DATA EXTRACT:
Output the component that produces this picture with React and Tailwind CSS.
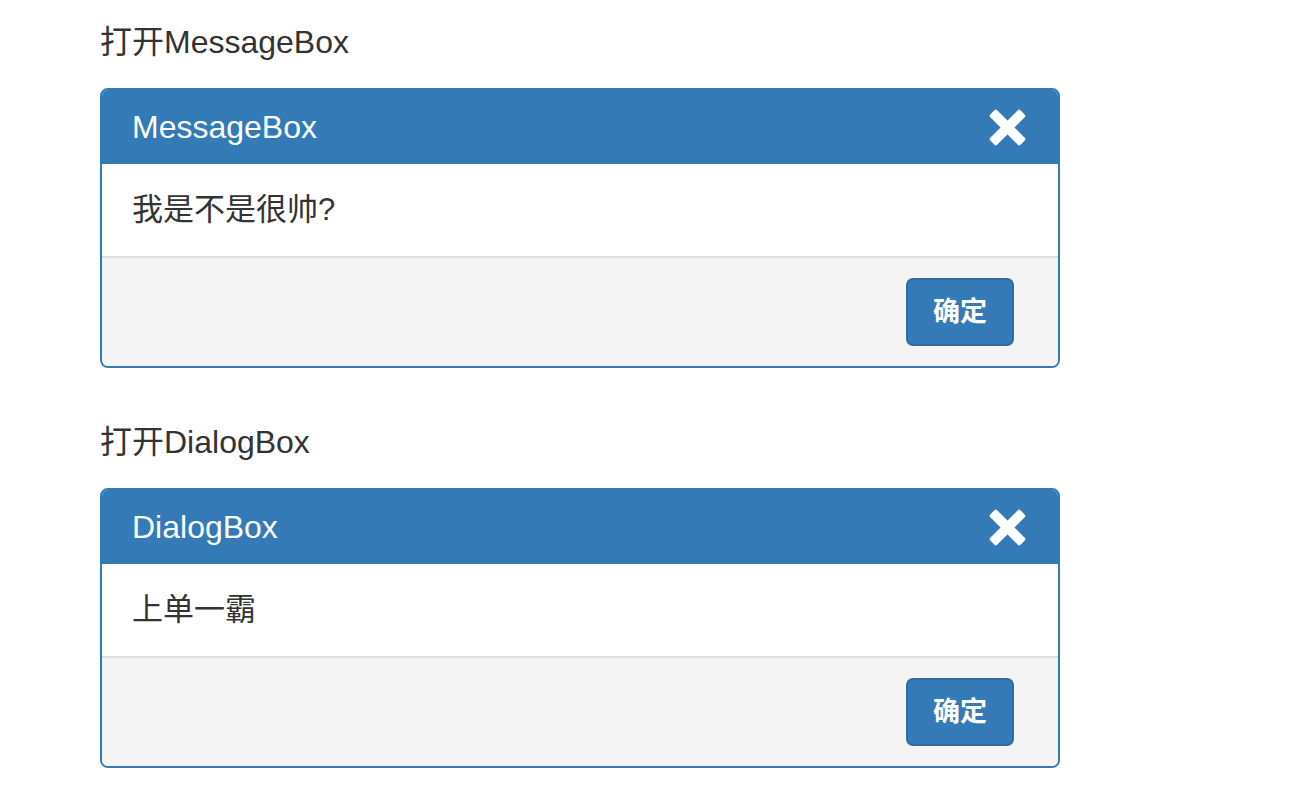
import React from "react";

const font = { fontFamily: '"Liberation Sans", "Noto Sans CJK SC", sans-serif' };

function CloseIcon() {
  return (
    <svg width="37" height="37" viewBox="0 0 38 38" className="text-white">
      <g fill="currentColor" transform="rotate(45 19 19)">
        <rect x="14" y="-3" width="10" height="44" rx="2" />
        <rect x="-3" y="14" width="44" height="10" rx="2" />
      </g>
    </svg>
  );
}

function Box({ title, message }) {
  return (
    <div className="w-[960px] rounded-[8px] border-2 border-[#337ab7] overflow-hidden">
      {/* Header */}
      <div className="h-[74px] bg-[#337ab7] flex items-center justify-between pl-[30px] pr-[32px]">
        <span className="text-white text-[32px]">{title}</span>
        <CloseIcon />
      </div>
      {/* Body */}
      <div className="h-[94px] bg-white flex items-center px-[30px] text-[31px] text-[#333] border-b-2 border-[#ddd]">
        {message}
      </div>
      {/* Footer */}
      <div className="h-[108px] bg-[#f4f4f4] flex items-center justify-end pr-[44px]">
        <button className="w-[108px] h-[68px] rounded-[7px] bg-[#337ab7] border-2 border-[#2e6da4] text-white text-[27px] font-bold">
          确定
        </button>
      </div>
    </div>
  );
}

export default function App() {
  return (
    <div className="min-h-screen bg-white pl-[100px] pt-[20px]" style={font}>
      <div className="text-[32px] leading-[44px] text-[#333] mb-[24px]">打开MessageBox</div>
      <Box title="MessageBox" message="我是不是很帅?" />
      <div className="text-[32px] leading-[44px] text-[#333] mt-[52px] mb-[24px]">打开DialogBox</div>
      <Box title="DialogBox" message="上单一霸" />
    </div>
  );
}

REQUIRED WORK: Search the data for the string "React". List each line that has it.

EXERCISE RESPONSE:
Output the component that produces this picture with React and Tailwind CSS.
import React from "react";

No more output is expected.